Denota-se, portanto, que o âmbito da responsabilidade penal de gestores de instituições financeiras, em se tratando da prática dos crimes de gestão fraudulenta e de gestão temerária, não é exauriente.

Por outro lado, com base na doutrina e na jurisprudência, entende-se que esta eventual responsabilidade penal estará atrelada a verificação, no caso concreto, da existência de efetivos poderes de direção do indivíduo da instituição financeira, independentemente do cargo por ele exercido, ou, ainda, da existência de um “dever jurídico de agir” atrelado às suas funções de, efetivamente, poder vetar ações que aparentam ser arrojadas ou reportar operações suspeitas.

De modo que, se ausentes os efetivos poderes de gestão e de atuação dentro da instituição financeira, ao menos em tese, não há base para que tal indivíduo seja responsabilizado penalmente por atos fraudulentos ou temerários que, eventualmente, forem praticados no âmbito de uma instituição financeira.


Luís Fernando Ruff é advogado da equipe Penal Empresarial do Chenut Oliveira Santiago Advogados.

[1] Direito Penal Econômico, 3ª Ed., São Paulo: Revista dos Tribunais, 2009, p. 160.

[2] Gestão Fraudulenta e Temerária em Instituição Financeira: contornos identificadores do tipo. VILARDI, Celso Sanchez; PEREIRA, Flávia Rahal Bresser; NETO, Theodomiro Dias (coord). Direito Penal Econômico: crimes financeiros e correlatos, São Paulo: Saraiva (Série GVLaw), 2011.

[3] “[…] sobre a gestão temerária, é certo que existem muitas divergências no campo doutrinário e jurisprudencial acerca do seu conceito, todavia, é possível afirmar que o crime exige para sua consumação a ocorrência de efetivo perigo de lesão ao bem jurídico tutelado, ou seja, risco real de dano contra o Sistema Financeiro Nacional, […]. Não há necessidade de efetivo dano, como parecer ter sido o caso dos autos, mas apenas do efetivo perigo deste […]” (TRF-5, 4ª Turma, EI em Apelação Criminal nº 2003.83.00.006033-2/02/PE, Rel. Des. Federal MANOEL DE OLIVEIRA ERHARDT, j. em 08/05/2013).

[4] “[…] Para que condutas fraudulentas tomadas dentro de instituição financeira possam ser consideradas ‘gestão fraudulenta’, deve ser o praticante alguém com poderes de gestor, de administrador, de diretor.

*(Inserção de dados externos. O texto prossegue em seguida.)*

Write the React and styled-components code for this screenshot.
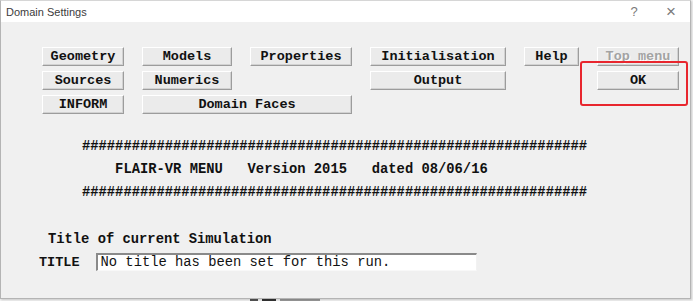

Tais cargos, embora com diversas configurações, trazem como ponto comum o poder de decisão sobre séries de atos de administração e atividade da instituição, seja em âmbito territorialmente restrito, mas com competência materialmente ampla (caso dos gerentes-gerais de agência de banco de varejo), seja em âmbito territorialmente amplo, mas materialmente restrito (caso dos diretores de área da instituição financeira), seja ainda, com competências materialmente amplas e territorialmente abrangentes (caso do diretor-presidente de uma instituição). […] 3. No caso concreto, o réu possuía efetivos poderes de gestão, tendo amplo grau de comando sobre as ações da agência […]”

[5] TRIBUNAL REGIONAL FEDERAL DA 4ª REGIÃO, 7ª Turma, Apelação Criminal nº 5068999-25.2011.4.04.7100/RS, Rel. Des. Federal SEBASTIÃO OGÊ MUNIZ, j. em 03/06/2014.

[6] TRIBUNAL REGIONAL FEDERAL DA 4ª REGIÃO, 8ª Turma, Apelação Criminal nº 2006.70.00.012361-8/PR, Rel. Juiz Federal convocado ARTUR CÉSAR DE SOUZA, j. em 15/12/2010, DJe 12/01/2011.

[7] TRIBUNAL REGIONAL FEDERAL DA 4ª REGIÃO, 7ª Turma, Apelação Criminal nº 5008201-26.2010.4.04.7200/SC, Rel. Juíza Federal convocada SALISE MONTEIRO SANCHOTENE, j. em 05/02/2013.

[8] “[…] Vinícius Samarane, […] era, em 2002, diretor de Controles Internos, sendo o responsável pela auditoria e inspetoria do grupo. Em 2004, Samarane foi eleito diretor estatutário de controles internos e compliance […]”. Disponível em <http://www.conjur.com.br/2012-ago-30/relator-afirma-dirigentes-banco-rural-fraudaram-emprestimos> Acesso em 10 mai. 2018.

[9] Compliance e o julgamento da APn 470. Revista Brasileira de Ciências Criminais (RBCCrim), ano 2014, nº 106, p. 215/230.